Bunyi klakson bis-bis pantura itu sebenarnya dari dulu banyak yang unik. Biasanya sih untuk ‘jati diri’ alias ciri khas agar penumpang langganannya mengetahui dengan mudah bis yang bisa mereka tumpangi. Setiap bulan waktu saya masih sekolah di sebuah SMK di Bogor (akhir tahun 80-an) sering ke terminal Pulogadung. Bis-bis di terminal Pulogadung klaksonnya udah unik dari dulu, nggak cuma saat ini. Ketika bis itu baru masuk terminal saja, klaksonnya langsung dibunyikan. Masing-masing punya ciri khas. Maka penumpang langganannya sudah pasti bisa mengenali suara klakson tersebut yang artinya mobil yang ditunggu sudah datang. Oya, rutinitas saya ke Terminal Pulogadung setiap bulan semasa sekolah dulu karena hendak bertemu ayah saya yang berprofesi sopir bis AKAP (Antar Kota Antar Provinsi) dengan rute Kuningan-Jakarta, sekaligus minta jatah bulanan buat biaya sekolah.
Nah, kalo dulu bunyi klakson hanya sebagai penanda khusus bis tertentu yang bisa dikenali penumpang langganannya, kini bunyi klakson bis sekadar dinikmati di pinggir jalan dan anak-anak yang berkerumun itu nggak naek bis tersebut. Malah, akhir-akhir ini diberitakan bahwa ada sekelompok masyarakat yang berjejalan di jalanan, bukan sekadar menikmati bunyi “telolet”, tapi sekaligus selfie di depan bis. Macet? Sudah pasti. Hadeuuh….
Remeh temeh
Sobat gaulislam, kalo harus jujur sih, saya kudu bilang bahwa hal itu manfaatnya hampir tak ada. Boleh dibilang sekadar remeh temeh. Coba aja kamu pikir deh. Apa ada nilai lebih dari sekadar kepuasan semu? Nggak ada. Kalo pun bahagia itu semu. Benefitnya nggak ada. Beneran. Kecuali kalo kepuasan semu itu sendiri dimaknai sebagai kebahagiaan bagi yang bersangkutan. Tetapi tetap aja itu ukurannya pribadi, orang per orang. Bukan ukuran kesepakatan, apalagi menurut syariat. Betul apa bener?

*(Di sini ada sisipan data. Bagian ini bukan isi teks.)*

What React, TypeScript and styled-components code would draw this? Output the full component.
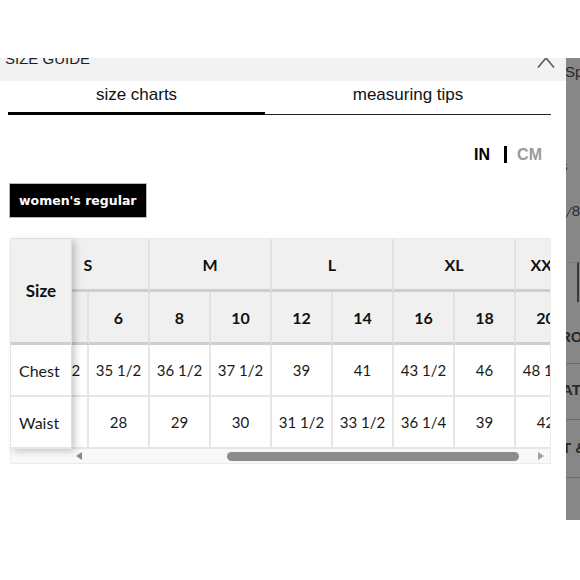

Silakan kamu renungkan juga, apakah dengan berkerumun di pinggir jalan, lalu teriak “om telolet om” sambil menggunakan rekaman video ada manfaat yang didapat selain bahagia mendengar bunyi klakson bis itu? Capek sudah jelas. Butuh waktu untuk menunggu bis-bis yang lewat di jalanan sudah pasti. Merekam dan mengunggah rekaman ke media sosial, pastinya butuh duit. Semua itu mengeluarkan tenaga, pikiran, waktu, dan dana. Sementara hasil yang didapat nyaris tak ada. Untuk apa itu semua? Oh, mungkin sekedar eksistensi diri. Bisa dikenal orang. Senang? Bisa jadi. Tetapi apa iya harus mengorbankan banyak hal bila yang dikejar hanya hal seperti itu?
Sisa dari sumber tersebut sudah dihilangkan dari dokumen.